Мы можем называть это обширнейшим общественным представительством и должны признать его весьма неожиданным, ибо кто мог бы подумать, что увидит все народы в Тюильрийском Манеже? Но это так; в действительности, когда целый народ начинает устраивать спектакли и маскарады, такие странные вещи могут происходить. Разве нам самим не случалось видеть коронованную Клеопатру, дочь Птолемеев, в совершенно негероической гостиной или плохо освещенной мелочной лавке, умоляющую почти на коленях непреклонно грубого муниципала, чтобы он оставил ее царствовать и умереть, ведь она уже одета для этого, у нее маленькие дети и нет денег, покуда констебли неожиданно захлопнули дверь Феспийской риги, и Антоний тщетно молил за свою возлюбленную[45]. Вот какие видимые призраки пролетают по земле, если грубо обращаться с Феспийской сценой, но насколько их будет больше, если, как сказано, весь партер вскакивает на сцену; тогда поистине, как в драме Тика[46], мир выворачивается наизнанку (Verkehrte Welt!).

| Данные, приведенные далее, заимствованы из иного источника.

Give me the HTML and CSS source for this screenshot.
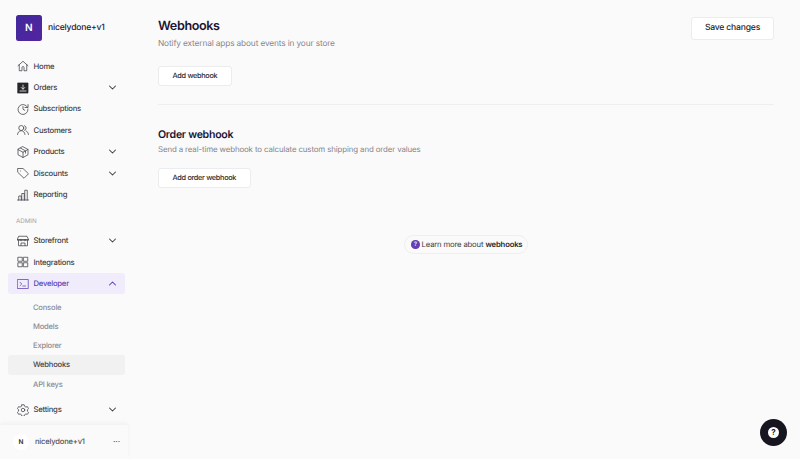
FILE: index.html
```html
<!DOCTYPE html>
<html lang="en">
<head>
<meta charset="utf-8">
<title>Webhooks</title>
<link rel="stylesheet" href="styles.css">
</head>
<body>
<div class="app">
  <aside class="sidebar">
    <div class="brand"><div class="logo">N</div><span class="brand-name">nicelydone+v1</span></div>
    <nav class="nav">
      <a class="item"><svg class="ic" viewBox="0 0 24 24"><path d="M2 11.500 12 2.500l10 9M4.500 9.500V21.500h5.500v-6.500a2 2 0 0 1 4 0v6.500h5.500V9.500"/></svg><span class="label">Home</span></a>
      <a class="item"><svg class="ic" viewBox="0 0 24 24"><path class="solid" d="M2 2h20v20H2z"/><path class="inv" d="M12 6v8M8.500 11l3.500 3.500 3.500-3.500M6 18h12"/></svg><span class="label">Orders</span><svg class="chev" viewBox="0 0 12 12"><path d="m2 4 4 4 4-4"/></svg></a>
      <a class="item"><svg class="ic" viewBox="0 0 24 24"><path d="M21 8.500A10 10 0 1 0 22 12M22 3v6h-6M12 7v5.500l3.500 2"/></svg><span class="label">Subscriptions</span></a>
      <a class="item"><svg class="ic" viewBox="0 0 24 24"><circle cx="8.500" cy="8" r="5"/><path d="M1 21c.5-4.500 3.500-7.500 7.500-7.500s7 3 7.500 7.500M15 3.300a5 5 0 0 1 0 9.400M18 14c2.800.8 4.500 3.300 5 7"/></svg><span class="label">Customers</span></a>
      <a class="item"><svg class="ic" viewBox="0 0 24 24"><path d="m12 1.500 10 5.500v10.500l-10 5.500-10-5.500V7zM2 7l10 5.500L22 7M12 12.500V23M7 4.200l10 5.500v4.500"/></svg><span class="label">Products</span><svg class="chev" viewBox="0 0 12 12"><path d="m2 4 4 4 4-4"/></svg></a>
      <a class="item"><svg class="ic" viewBox="0 0 24 24"><path d="M2 3h10l11 10.500-9 9L2 11zM7 8h.01"/></svg><span class="label">Discounts</span><svg class="chev" viewBox="0 0 12 12"><path d="m2 4 4 4 4-4"/></svg></a>
      <a class="item"><svg class="ic" viewBox="0 0 24 24"><path d="M1 22h22M3.500 22v-8h5v8M9.500 22V9h5v13M15.500 22V2.500h5V22"/></svg><span class="label">Reporting</span></a>
      <div class="section">ADMIN</div>
      <a class="item"><svg class="ic" viewBox="0 0 24 24"><path d="M4 2.500h16L23 9v1.500H1V9zM1 9h22M8 9v2.500M16 9v2.500M3 11v10.500h18V11M8 21v-5h8v5"/></svg><span class="label">Storefront</span><svg class="chev" viewBox="0 0 12 12"><path d="m2 4 4 4 4-4"/></svg></a>
      <a class="item"><svg class="ic" viewBox="0 0 24 24"><path d="M2.500 2.500h8v8h-8zM13.500 2.500h8v8h-8zM2.500 13.500h8v8h-8zM13.500 13.500h8v8h-8z"/></svg><span class="label">Integrations</span></a>
      <a class="item active"><svg class="ic" viewBox="0 0 24 24"><path d="M1.500 3h21v18h-21zM6 8.500l3.500 3.500L6 15.500M11.500 16H17"/></svg><span class="label">Developer</span><svg class="chev" viewBox="0 0 12 12"><path d="m2 8 4-4 4 4"/></svg></a>
      <div class="sub">
        <a class="sub-item">Console</a>
        <a class="sub-item">Models</a>
        <a class="sub-item">Explorer</a>
        <a class="sub-item current">Webhooks</a>
        <a class="sub-item">API keys</a>
      </div>
      <a class="item"><svg class="ic" viewBox="0 0 24 24"><circle cx="12" cy="12" r="3.500"/><path d="M9.700 1.500h4.600l.8 3 2.700 1.600 3-.8 2.300 4-2.200 2.200v3l2.200 2.200-2.300 4-3-.8-2.700 1.600-.8 3H9.700l-.8-3-2.700-1.600-3 .8-2.300-4 2.200-2.200v-3L.9 9.300l2.300-4 3 .8 2.700-1.600z"/></svg><span class="label">Settings</span><svg class="chev" viewBox="0 0 12 12"><path d="m2 4 4 4 4-4"/></svg></a>
    </nav>
    <div class="account"><div class="avatar">N</div><span class="account-name">nicelydone+v1</span><span class="dots">···</span></div>
  </aside>
  <main class="main">
    <section class="head">
      <div class="head-text">
        <h1 class="title">Webhooks</h1>
        <p class="desc">Notify external apps about events in your store</p>
      </div>
      <button class="btn save">Save changes</button>
    </section>
    <button class="btn add">Add webhook</button>
    <hr class="rule">
    <h2 class="subtitle">Order webhook</h2>
    <p class="desc2">Send a real-time webhook to calculate custom shipping and order values</p>
    <button class="btn add">Add order webhook</button>
    <div class="learn-row"><a class="learn"><span class="q">?</span>Learn more about <b>webhooks</b></a></div>
  </main>
</div>
<button class="help"><span class="help-q">?</span></button>
</body>
</html>
```
FILE: styles.css
```css
* { box-sizing: border-box; }
html, body { margin: 0; height: 100%; }
body { background: #fafafa; font-family: Inter, "Liberation Sans", sans-serif; color: #1f1a33; overflow: hidden; text-rendering: geometricPrecision; }
.app { display: flex; height: 459px; }
.sidebar { width: 133px; flex: none; display: flex; flex-direction: column; padding: 0 8px; position: relative; }
.brand { display: flex; align-items: flex-start; gap: 6.500px; padding: 15px 8px 0; height: 55.500px; }
.logo { width: 25.500px; height: 26px; border-radius: 2.500px; background: linear-gradient(135deg, #3f2a9c, #54249f); color: #fff; font-size: 10px; font-weight: 600; display: flex; align-items: center; justify-content: center; }
.brand-name { font-size: 8.600px; letter-spacing: -.2px; font-weight: 500; color: #1f1a33; line-height: 26px; }
.nav { display: flex; flex-direction: column; }
.item { display: flex; align-items: center; height: 21.400px; padding: 0 8px 0 9px; border-radius: 3px; font-size: 7.700px; letter-spacing: -.24px; font-weight: 500; color: #3f3f46; }
.label { flex: 1; margin-left: 4.500px; }
.ic { width: 12px; height: 12px; fill: none; stroke: #3f3f46; stroke-width: 1.500; stroke-linejoin: round; stroke-linecap: round; flex: none; }
.ic .solid { fill: #27272a; stroke: #27272a; }
.ic .inv { stroke: #fff; }
.chev { width: 9px; height: 9px; fill: none; stroke: #3f3f46; stroke-width: 1.400; stroke-linecap: round; stroke-linejoin: round; flex: none; }
.section { font-size: 6.200px; color: #a1a1aa; margin: 8px 0 0 8px; height: 17px; line-height: 10px; padding-top: 4px; }
.active { background: #f1ecfc; color: #5b3fb0; }
.active .ic, .active .chev { stroke: #5b3fb0; }
.sub { display: flex; flex-direction: column; padding-top: 3.400px; margin-bottom: 5.400px; }
.sub-item { height: 19.200px; line-height: 19.200px; padding-left: 25px; font-size: 7.600px; letter-spacing: -.2px; font-weight: 500; color: #8b8b93; border-radius: 3px; }
.current { background: #f1f1f2; color: #3f3f46; }
.account { position: absolute; left: 0; right: 5px; bottom: 0; height: 34.500px; background: #fafafa; box-shadow: 0 -2px 4px rgba(0,0,0,.04); display: flex; align-items: center; padding: 0 8px 0 13px; }
.avatar { width: 16px; height: 16px; border-radius: 50%; background: #fff; font-size: 6.500px; font-weight: 600; display: flex; align-items: center; justify-content: center; color: #27272a; }
.account-name { flex: 1; margin-left: 6px; font-size: 7.600px; letter-spacing: -.2px; font-weight: 500; color: #52525b; }
.dots { font-size: 7px; font-weight: 700; color: #52525b; }
.main { flex: 1; padding: 0 26px 0 25px; min-width: 0; }
.head { display: flex; justify-content: space-between; align-items: flex-start; height: 66px; padding-top: 17.500px; }
.title { margin: 0; font-size: 12.600px; letter-spacing: -.38px; line-height: 17px; font-weight: 600; color: #1c1533; }
.desc { margin: 3px 0 0; font-size: 8.300px; letter-spacing: -.14px; line-height: 12px; color: #85858c; }
.btn { display: block; font-family: inherit; text-rendering: inherit; background: #fff; border: 1px solid #ececee; border-radius: 3px; font-weight: 500; color: #27272a; }
.save { height: 22.500px; width: 83px; font-size: 8.600px; letter-spacing: -.2px; margin-top: -.5px; }
.add { height: 19.500px; padding: 0 13.500px; font-size: 7.300px; letter-spacing: -.3px; }
.rule { border: 0; height: 1px; background: #efeff0; margin: 18.500px 0 0; }
.subtitle { margin: 22.500px 0 0; font-size: 10.600px; letter-spacing: -.28px; line-height: 14px; font-weight: 600; color: #1c1533; }
.desc2 { margin: .5px 0 12px; font-size: 7.900px; letter-spacing: -.13px; line-height: 14px; color: #85858c; }
.learn-row { display: flex; justify-content: center; margin-top: 47.500px; }
.learn { display: flex; align-items: center; height: 19px; padding: 0 5px 0 6.500px; border: 1px solid #efeff0; border-radius: 10px; font-size: 7.700px; letter-spacing: -.17px; color: #3f3f46; background: #fafafa; }
.learn b { font-weight: 600; margin-left: 2.200px; color: #27272a; }
.q { width: 8.500px; height: 8.500px; border-radius: 50%; background: #6440b5; color: #e5dcf8; font-size: 6px; font-weight: 700; display: flex; align-items: center; justify-content: center; margin-right: 2px; }
.help { position: absolute; left: 760px; top: 419px; width: 27px; height: 27px; border-radius: 50%; border: 0; background: #17151f; padding: 0; display: flex; align-items: center; justify-content: center; }
.help-q { width: 11px; height: 11px; border-radius: 50%; background: #fff; color: #17151f; font-family: Inter, sans-serif; font-size: 8px; font-weight: 700; line-height: 11px; }
```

После того как мы видели само человечество, видеть "старейшину рода человеческого" уже не чудо. Такой Doyen du Genre Humain (старейший из людей) объявился за эти недели: это был Жан Клод Жакоб, рожденный крепостным и посланный с родных Юрских гор депутатом, чтобы передать Национальному собранию благодарность за освобождение их. На его бледном, изможденном лице сто двадцать лет вырыли глубокие морщины. Он слышал на родном наречии смутные толки о победах бессмертного Великого Монарха[47], о сожженном Пфальце, о севеннских драгонадах, о военном походе Мальборо[48], а сам в это время трудился и маялся, чтобы сделать свой Клочок земли чуть зеленее. Четыре поколения сменились за это время, любили и ненавидели и исчезли, подобно сухой листве; Жакобу было сорок шесть лет, когда умер Людовик XIV. Собрание, как один человек, разом поднялось и почтило старейшего в мире: его приглашают занять место среди них, разрешив из уважения не снимать шляпы. Своими слабыми старческими глазами он смотрит на это новое чудесное явление, кажущееся ему сном, и колеблется между обрывками старых воспоминаний и грезами. Все во времени начинает казаться ему невещественным, призрачным; глаза и душа Жана Жакоба утомлены и готовы закрыться, но открываются перед совсем другой, чудесной сценой, которая уже сама действительность. Патриоты устраивают для него подписку, он получает пенсию от короля и весело возвращается домой, но уже через два месяца покидает все и вступает на свой неведомый путь.

Глава одиннадцатая. КАК В ЗОЛОТОЙ ВЕК[49]

Между тем Париж, день за днем, непрерывно путешествующий на Марсово поле, с болью убеждается, что земляные работы на нем не будут кончены к назначенному сроку. Площадь их слишком велика - триста тысяч квадратных футов, так как от Военной школы (которая должна быть снабжена деревянными балконами и галереями) на запад, до ворот у реки (где тоже должны быть деревянные триумфальные арки), насчитывают около тысячи ярдов в длину; а в ширину, от тенистой аллеи с восемью рядами деревьев на южной стороне до соответствующей ей на севере, немногим больше или меньше тысячи футов. Вся эта площадь должна быть выкопана, и земля свезена к краям наподобие высокого косогора; здесь она должна быть утрамбована и превращена в лестницу из не менее тридцати рядов удобных мест, обложенных дерном и обшитых досками; затем в центре должна находиться огромная пирамида Алтаря Отечества (Autel de la Patrie), тоже со ступенями. Настоящая каторжная работа, но это ведь мировой амфитеатр! Остается всего пятнадцать дней, но при такой медлительности потребуется по крайней мере столько же недель. Странно, что наши землекопы работают, по-видимому, лениво и не желают работать двойное время даже за повышенную плату, хотя их рабочий день длится всего семь часов. Они с досадой заявляют, что человеческий живот также нуждается иногда в отдыхе. Может быть, они тайно подкуплены аристократами? Ведь аристократы способны на это. Разве шесть месяцев назад не ходил упорный слух, что подземный Париж (ведь мы с риском стоим над каменоломнями и катакомбами, между небом и бездной, под нами все перерыто) наполнен порохом, который должен поднять нас на воздух. Слух держался, пока депутация кордельеров не произвела расследования и не нашла, что порох опять убрали!34[50] Проклятое, неисправимое племя эти аристократы! В такие священные дни все они требуют дорожные паспорта. Происходят беспорядки, восстания, в Лимузене и других местах сжигают замки, ведь аристократы не бездействуют. Они желали бы посеять раздор между лучшим из всех народов и лучшим из королей восстановителей свободы; с какой адской усмешкою они приветствовали бы неудачу нашего праздника Федерации, на который с ожиданием смотрит Вселенная!